As for financial reform, many media outlets are not sure where that is going either. Example, an editorial in the Milwaukee Journal:

“As Congress works to put the finishing touches on a massive bill to reform the nation's financial system, it's a fair question to ask whether the proposed legislation will do what its sponsors claim: reduce the odds of another crisis, protect consumers and ensure that taxpayers won't be on the hook for a future bailout.

At the same time Heather Booth of Citizens for Financial Reform is mildly optimistic, and chides my pessimism, writing:

“Do think you are not recognizing what was accomplished--while it is important to say that the struggle goes on and the nature of the crisis demands more.

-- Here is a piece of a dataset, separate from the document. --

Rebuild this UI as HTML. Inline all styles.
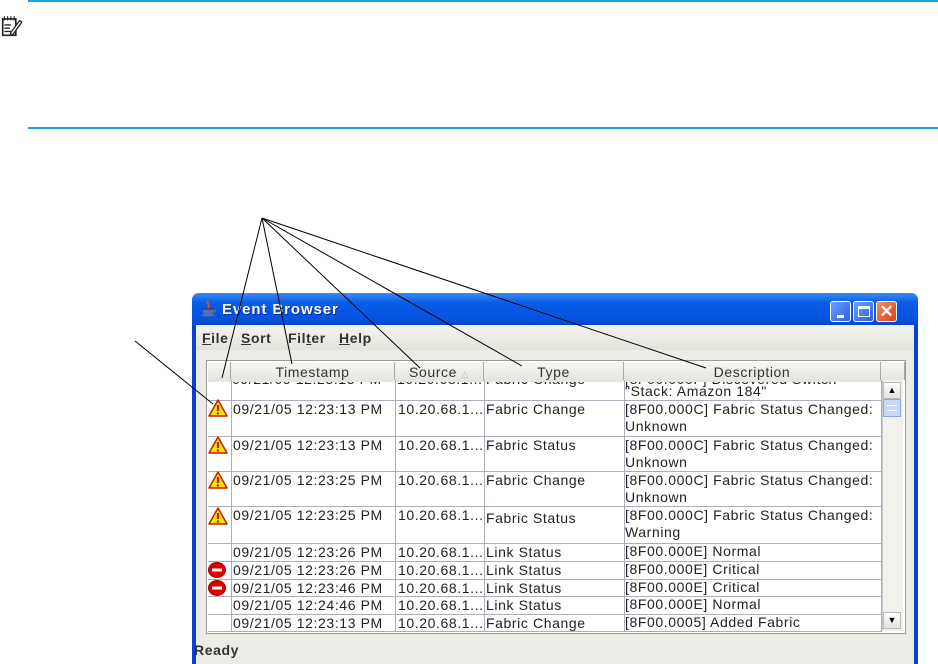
<!DOCTYPE html>
<html><head><meta charset="utf-8"><style>
*{margin:0;padding:0;box-sizing:border-box}
body{width:938px;height:664px;background:#fff;position:relative;overflow:hidden;font-family:"Liberation Sans",sans-serif}
.a{position:absolute}
.t{position:absolute;font-size:14px;letter-spacing:0.6px;color:#222;white-space:nowrap;line-height:17px}
.h{position:absolute;top:362px;height:18px;background:linear-gradient(#f7f7f5,#e6e5df);border-right:1px solid #a8a8a8;font-size:14px;letter-spacing:0.6px;color:#333;text-align:center;line-height:20px}
.hl{position:absolute;height:1px;background:#aab0bb;left:208px;width:673px}
.vl{position:absolute;width:1px;background:#aab0bb;top:380px;height:252px}
</style></head><body>
<div class="a" style="left:28px;top:0;width:910px;height:2px;background:#1aa3e0"></div>
<div class="a" style="left:28px;top:127px;width:910px;height:2px;background:#1aa3e0"></div>
<svg class="a" style="left:1px;top:14px" width="22" height="24" viewBox="0 0 20 22"><rect x="1.5" y="4.5" width="12" height="15" fill="#fff" stroke="#222" stroke-width="1.5"/><path d="M3 2v4M6 2v4M9 2v4M12 2v4" stroke="#222"/><path d="M3 10h6M3 13h5M3 16h6" stroke="#222" stroke-width="1.3"/><path d="M9 17l8-11 2 1.5-8 11-2.5 1z" fill="#fff" stroke="#222" stroke-width="1.2"/></svg>

<div class="a" style="left:192px;top:293px;width:726px;height:371px;background:#0a3fd8;border-radius:7px 7px 0 0"></div>
<div class="a" style="left:192px;top:293px;width:726px;height:32px;background:linear-gradient(#3a8cf6,#0a5de8 30%,#0553e0 80%,#0847c8);border-radius:7px 7px 0 0"></div>
<div class="a" style="left:196px;top:325px;width:718px;height:339px;background:#ecebe6"></div>
<svg class="a" style="left:200px;top:300px" width="18" height="18" viewBox="0 0 18 18"><path d="M3 9h10v3c0 3-10 3-10 0z" fill="#5a6ea8"/><path d="M2 9h13" stroke="#334" /><path d="M8 1c-2 3 3 4 0 7" stroke="#e05010" stroke-width="2" fill="none"/><path d="M13 10h2v2h-2" stroke="#5a6ea8" fill="none"/><ellipse cx="8" cy="15" rx="7" ry="1.5" fill="#5a6ea8"/></svg>
<div class="t" style="left:222px;top:301px;color:#fff;font-weight:bold;font-size:15px;letter-spacing:0.9px;text-shadow:1px 1px #0a2a90">Event Browser</div>
<div class="a" style="left:830px;top:301px;width:21px;height:21px;border:1px solid #fff;border-radius:3px;background:linear-gradient(135deg,#6aa0ff,#2860e0)"><div class="a" style="left:6px;top:13px;width:7px;height:3px;background:#fff"></div></div>
<div class="a" style="left:853px;top:301px;width:21px;height:21px;border:1px solid #fff;border-radius:3px;background:linear-gradient(135deg,#6aa0ff,#2860e0)"><div class="a" style="left:4px;top:4px;width:12px;height:11px;border:1px solid #fff;border-top-width:3px"></div></div>
<div class="a" style="left:876px;top:301px;width:21px;height:21px;border:1px solid #fff;border-radius:3px;background:linear-gradient(135deg,#f0906a,#d8401a);color:#fff;font-size:17px;font-weight:bold;text-align:center;line-height:19px">✕</div>
<div class="a" style="left:196px;top:325px;width:718px;height:25px;background:linear-gradient(#f4f3ee,#e4e3dc)"></div>
<div class="t" style="left:202px;top:330px;font-weight:bold;color:#333"><u>F</u>ile</div>
<div class="t" style="left:241px;top:330px;font-weight:bold;color:#333"><u>S</u>ort</div>
<div class="t" style="left:288px;top:330px;font-weight:bold;color:#333">Fil<u>t</u>er</div>
<div class="t" style="left:339px;top:330px;font-weight:bold;color:#333"><u>H</u>elp</div>
<div class="a" style="left:206px;top:360px;width:700px;height:274px;border:1px solid #9a9a9a;background:#fff"></div>
<div class="h" style="left:208px;width:23px"></div>
<div class="h" style="left:231px;width:164px">Timestamp</div>
<div class="h" style="left:395px;width:89px">Source <span style="color:#bbb;font-size:9px">△</span></div>
<div class="h" style="left:484px;width:140px">Type</div>
<div class="h" style="left:624px;width:257px">Description</div>
<div class="h" style="left:881px;width:24px"></div>
<div class="a" style="left:208px;top:380px;width:673px;height:252px;overflow:hidden">
<div class="t" style="left:24px;top:-9px">09/21/05 12:23:13 PM</div>
<div class="t" style="left:189px;top:-9px">10.20.68.1...</div>
<div class="t" style="left:278px;top:-9px">Fabric Change</div>
<div class="t" style="left:417px;top:-9px">[8F00.000F] Discovered Switch</div>
</div>
<div class="a" style="left:208px;top:380px;width:673px;height:2px;background:#e6e5df"></div>
<div class="t" style="left:625px;top:383px">"Stack: Amazon 184"</div>

<div class="hl" style="top:400px"></div><div class="hl" style="top:436px"></div><div class="hl" style="top:471px"></div><div class="hl" style="top:506px"></div><div class="hl" style="top:543px"></div><div class="hl" style="top:561px"></div><div class="hl" style="top:579px"></div><div class="hl" style="top:596px"></div><div class="hl" style="top:614px"></div><div class="hl" style="top:631px"></div>
<div class="vl" style="left:231px"></div><div class="vl" style="left:395px"></div><div class="vl" style="left:484px"></div><div class="vl" style="left:624px"></div><div class="vl" style="left:881px"></div>

<div class="t" style="left:233px;top:401px">09/21/05 12:23:13 PM</div><div class="t" style="left:398px;top:401px">10.20.68.1...</div><div class="t" style="left:486px;top:401px">Fabric Change</div><div class="t" style="left:625px;top:401px">[8F00.000C] Fabric Status Changed:<br>Unknown</div>
<div class="t" style="left:233px;top:437px">09/21/05 12:23:13 PM</div><div class="t" style="left:398px;top:437px">10.20.68.1...</div><div class="t" style="left:486px;top:437px">Fabric Status</div><div class="t" style="left:625px;top:437px">[8F00.000C] Fabric Status Changed:<br>Unknown</div>
<div class="t" style="left:233px;top:472px">09/21/05 12:23:25 PM</div><div class="t" style="left:398px;top:472px">10.20.68.1...</div><div class="t" style="left:486px;top:472px">Fabric Change</div><div class="t" style="left:625px;top:472px">[8F00.000C] Fabric Status Changed:<br>Unknown</div>
<div class="t" style="left:233px;top:507px">09/21/05 12:23:25 PM</div><div class="t" style="left:398px;top:507px">10.20.68.1...</div><div class="t" style="left:486px;top:510px">Fabric Status</div><div class="t" style="left:625px;top:507px">[8F00.000C] Fabric Status Changed:<br>Warning</div>
<div class="t" style="left:233px;top:544px">09/21/05 12:23:26 PM</div><div class="t" style="left:398px;top:544px">10.20.68.1...</div><div class="t" style="left:486px;top:544px">Link Status</div><div class="t" style="left:625px;top:543px">[8F00.000E] Normal</div>
<div class="t" style="left:233px;top:562px">09/21/05 12:23:26 PM</div><div class="t" style="left:398px;top:562px">10.20.68.1...</div><div class="t" style="left:486px;top:562px">Link Status</div><div class="t" style="left:625px;top:561px">[8F00.000E] Critical</div>
<div class="t" style="left:233px;top:580px">09/21/05 12:23:46 PM</div><div class="t" style="left:398px;top:580px">10.20.68.1...</div><div class="t" style="left:486px;top:580px">Link Status</div><div class="t" style="left:625px;top:579px">[8F00.000E] Critical</div>
<div class="t" style="left:233px;top:597px">09/21/05 12:24:46 PM</div><div class="t" style="left:398px;top:597px">10.20.68.1...</div><div class="t" style="left:486px;top:597px">Link Status</div><div class="t" style="left:625px;top:596px">[8F00.000E] Normal</div>
<div class="t" style="left:233px;top:615px">09/21/05 12:23:13 PM</div><div class="t" style="left:398px;top:615px">10.20.68.1...</div><div class="t" style="left:486px;top:615px">Fabric Change</div><div class="t" style="left:625px;top:614px">[8F00.0005] Added Fabric</div>

<svg class="a" style="left:0;top:0" width="938" height="664">
<defs><g id="w"><path d="M10 1L19 17H1z" fill="#ffe000" stroke="#c02000" stroke-width="1.5" stroke-linejoin="round"/><path d="M10 6v6" stroke="#c02000" stroke-width="2.2"/><circle cx="10" cy="14.5" r="1.2" fill="#c02000"/></g>
<g id="e"><ellipse cx="9" cy="8" rx="8.5" ry="7.5" fill="#e00000" stroke="#900" /><rect x="4" y="6.5" width="10" height="3" fill="#fff"/></g></defs>
<use href="#w" x="208" y="399"/><use href="#w" x="208" y="436"/><use href="#w" x="208" y="471"/><use href="#w" x="208" y="507"/>
<use href="#e" x="208" y="562"/><use href="#e" x="208" y="580"/>
<g stroke="#000" stroke-width="1" fill="none">
<line x1="262" y1="218" x2="222" y2="378"/><line x1="262" y1="218" x2="292" y2="364"/><line x1="262" y1="218" x2="420" y2="368"/><line x1="262" y1="218" x2="522" y2="366"/><line x1="262" y1="218" x2="706" y2="368"/><line x1="135" y1="341" x2="213" y2="404"/>
</g>
</svg>
<div class="a" style="left:882px;top:380px;width:21px;height:251px;background:#f2f1ec;border-left:1px solid #c8c8c8"></div>
<div class="a" style="left:883px;top:382px;width:18px;height:17px;background:linear-gradient(#fff,#e2e1da);border:1px solid #bbb;font-size:9px;text-align:center;line-height:15px">▲</div>
<div class="a" style="left:883px;top:399px;width:18px;height:18px;background:#c8d8f8;border:1px solid #8aa8e0"><div class="a" style="left:3px;top:5px;width:10px;height:6px;border-top:1px solid #fff;border-bottom:1px solid #fff"></div></div>
<div class="a" style="left:883px;top:612px;width:18px;height:17px;background:linear-gradient(#fff,#e2e1da);border:1px solid #bbb;font-size:9px;text-align:center;line-height:15px">▼</div>
<div class="t" style="left:194px;top:642px;font-weight:bold;color:#333">Ready</div>
</body></html>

We achieved so much more than anyone thought we could at the start of this fight.

First time there was real fight back against Wall Street. And the bill has gotten stronger, not weaker. We probably will win: consumer protection--still need no carve outs in the future fight to greater enforcement

….There is MUCH more to do: ban naked credit default swaps (the weapons of mass financial destruction), foreclosure (!!!) and community reinvestment, executive compensation, and more. But quite a start and should not be discounted.”

I hope she’s right but, even as no changes have yet been made, there has been a wave of unjustified media optimism as satirized by the Onion which asks, “Could the economy be on the rebound? Here are some other favorable indicators:”

Sufficient supplies of toilet paper in all rest stops between Tomah, WI and Gary, IN Jim Cramer no longer wildly waving a gun around during his telecast

Phrase "Fucking Goldman Sachs" has been dropped almost completely in favor of "Fucking BP." Alas, this is nothing to joke about as an article on the Naked Capitalism website makes clear:

“It is not a sign of intelligence to repeat a course of action and expect different results. Yet our officialdom is doing pretty much just that on the economic front. Treasury and the Fed in particular seem quite pleased with their success in patching up the financial system with duct tape and baling wire and prodding it into a semblance of operation via massive support, most notably via super low interest rates…

The failure to change the structure, operation, or leadership of major financial firms means they are just about certain to repeat the same behavior that led to mind-numbing bonuses in 2007 and 2009.”

In the meantime, even as an investigation of Goldman Sachs is being broadened, there is still no clamor in Congress or big media to go after financial crime, the story I tell in my film Plunder The Crime of Our Time. (Plunderthecrimeofourtime.com)

The sad truth is that the banjsters who have gotten away with the massive theft of our economy are still getting away with it and profiting while so many of us continue to sink.